Whisper is an open source automatic speech recognition on the fly
OpenAI, the nonprofit aiming to develop and direct artificial intelligence (AI) to help the whole of humanity, open-sourced (released) Whisper. Whisper is an automatic speech recognition system that OpenAI said will enable ‘robust” transcription in multiple languages. Whisper will also translate those languages into English, automatically.
Automatic speech recognition (ASR) has always challenged AI and machine learning. OpenAI is taking a step in a positive direction with Whisper.
Many variations on a theme
There have been countless versions of highly capable speech recognition systems, which work at the heart of software and services from the likes of giants in technology including Google, Meta, and Amazon. What makes Whisper different is that it was trained on 680,000 hours of multilingual and multitask data collected from the web.
This led to improved recognition of unique accents, background noise variants, and technical terminology and jargon.
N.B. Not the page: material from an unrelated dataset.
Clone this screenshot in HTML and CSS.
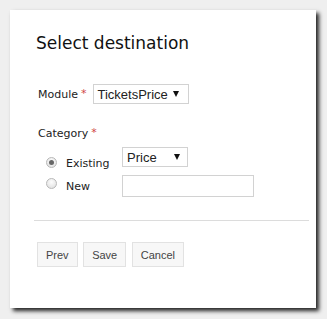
FILE: index.html
```html
<!DOCTYPE html>
<html>
<head>
<meta charset="utf-8">
<link rel="stylesheet" href="styles.css">
</head>
<body>
<div class="card">
  <h1 class="title">Select destination</h1>
  <div class="module-row">
    <span class="label">Module</span><span class="req">*</span>
    <div class="select module-select"><span class="sel-text">TicketsPrice</span><span class="arrow"></span></div>
  </div>
  <div class="category-label"><span class="label">Category</span><span class="req">*</span></div>
  <div class="options">
    <span class="radio checked r1"></span>
    <span class="opt-label l1">Existing</span>
    <div class="select price-select"><span class="sel-text">Price</span><span class="arrow"></span></div>
    <span class="radio r2"></span>
    <span class="opt-label l2">New</span>
    <div class="text-input"></div>
  </div>
  <div class="divider"></div>
  <div class="buttons">
    <button class="btn">Prev</button>
    <button class="btn">Save</button>
    <button class="btn">Cancel</button>
  </div>
</div>
</body>
</html>
```
FILE: styles.css
```css
html, body {
  margin: 0;
  padding: 0;
}
body {
  background: #efefef;
  padding: 10px;
  width: 327px;
  height: 319px;
  box-sizing: border-box;
  overflow: hidden;
}
.card {
  width: 306px;
  height: 298px;
  box-sizing: border-box;
  background: #fff;
  padding: 23px 7px 0 24px;
  box-shadow: 3px 3px 4px rgba(0, 0, 0, 0.85);
  font-family: "DejaVu Sans", Verdana, sans-serif;
}
.title {
  margin: 0 0 0 2px;
  font-size: 17px;
  line-height: 20px;
  font-weight: normal;
  color: #111;
}
.module-row {
  display: flex;
  align-items: center;
  margin: 31px 0 0 4px;
  height: 20px;
}
.label {
  font-size: 11px;
  line-height: 13px;
  color: #222;
}
.req {
  color: #d04545;
  font-size: 11px;
  line-height: 13px;
  margin-left: 3px;
  position: relative;
  top: -1px;
}
.select {
  box-sizing: border-box;
  height: 20px;
  border: 1px solid #d2d2d2;
  display: flex;
  align-items: center;
  justify-content: space-between;
  padding: 0 9px 0 4px;
  font-family: "Liberation Sans", Arial, sans-serif;
  font-size: 13px;
  color: #222;
  background: #fff;
}
.module-select {
  width: 96px;
  margin-left: 6px;
}
.price-select {
  width: 66px;
  padding-right: 7px;
}
.arrow {
  width: 0;
  height: 0;
  border-left: 3px solid transparent;
  border-right: 3px solid transparent;
  border-top: 6px solid #111;
}
.category-label {
  margin: 23px 0 0 4px;
  display: flex;
  align-items: flex-start;
}
.options {
  display: grid;
  grid-template-columns: 20px 56px auto;
  grid-template-rows: 20px 22px;
  row-gap: 8px;
  margin: 7px 0 0 12px;
}
.radio {
  width: 11px;
  height: 11px;
  box-sizing: border-box;
  border-radius: 50%;
  border: 1px solid #b8b8b8;
  background: radial-gradient(circle at 50% 35%, #fdfdfd 0%, #e6e6e6 70%, #d8d8d8 100%);
  position: relative;
}
.radio.checked::after {
  content: "";
  position: absolute;
  left: 2px;
  top: 2px;
  width: 5px;
  height: 5px;
  border-radius: 50%;
  background: #666;
}
.r1 { margin-top: 10px; }
.r2 { margin-top: 3px; }
.opt-label {
  font-size: 11px;
  line-height: 13px;
  color: #222;
}
.l1 { margin-top: 10px; }
.l2 { margin-top: 5px; }
.text-input {
  width: 132px;
  height: 22px;
  box-sizing: border-box;
  border: 1px solid #d2d2d2;
  background: #fff;
}
.divider {
  height: 1px;
  background: #dcdcdc;
  margin-top: 23px;
}
.buttons {
  display: flex;
  gap: 6px;
  margin: 21px 0 0 3px;
}
.btn {
  height: 25px;
  box-sizing: border-box;
  padding: 0 8px;
  border: 1px solid #e2e2e2;
  background: #f7f7f7;
  font-family: "Liberation Sans", Arial, sans-serif;
  font-size: 11px;
  color: #444;
  border-radius: 0;
}
.btn + .btn {
  margin-left: -0.5px;
}
```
“The primary intended users of Whisper models are AI researchers, studying robustness, capabilities, biases, generalization, and constraints of the current model. However, Whisper is also potentially useful as an automatic speech recognition solution for developers, especially for English speech recognition.” OpenAI said in a GitHub repo, (program notes) for Whisper. Anyone can download Whisper from GitHub; it is entirely free to use.
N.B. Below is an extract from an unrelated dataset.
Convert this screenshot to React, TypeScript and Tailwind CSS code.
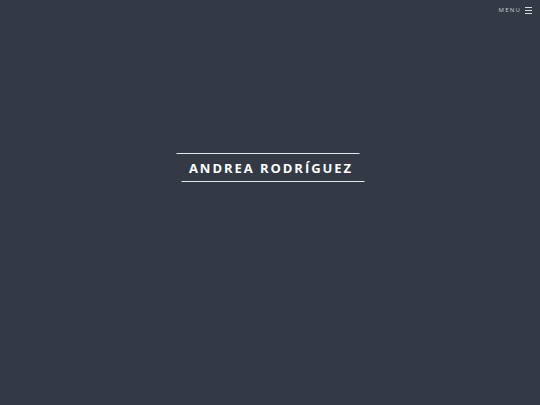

The models are showing strength
Also, in the repo, OpenAI wrote “The models show strong ASR results in about 10 languages. They may exhibit additional capabilities, if fine-tuned on certain tasks, like voice activity detection, speaker diarization, and speaker classification. But have not been robustly evaluated in these areas.”
There are some limits
Whisper limitations are found in particular areas, such as text prediction. The system was trained on a great deal of “noisy” data, so OpenAI cautions that Whisper might include words in its transcriptions that weren’t actually spoken. This may be related to trying to predict the next word in audio and trying to transcribe the audio at the same time.
Furthermore, Whisper doesn’t perform equally well across languages. The system does suffer from a higher error rate when it comes to speakers of languages that aren’t well represented in the training data or models.
There is the ever-present racial problem
This is not something new to the world of ASR, unfortunately. Biases have long plagued the best of systems with a 2020 study from Stanford had seen fewer overall errors in big tech company’s ASR, like Amazon, Apple, Google, Microsoft, and IBM – far fewer – about 19% - with users who were white, than with users who were Black.
Despite the problems Whisper thrives
Despite the problem OpenAI sees Whisper’s transcription capabilities being an overall improvement to the existing accessibility tools.
The company goes on to say on GitHub “While Whisper models cannot be used for real-time transcription out of the box, their speed and size suggest that others may be able to build applications on top of them that allow for near-real-time speech recognition and translation. The real value of the beneficial applications built on top of whisper models suggests that the disparate performance of these models may have real economic implications.”
The release of Whisper isn’t necessarily indicative of OpenAI future plans. The company is also focused on the more commercial efforts of DALL-E 2 and GPT-3. There are always purely theoretical pursuits at OpenAI, one of which is AI systems that learn by observing videos.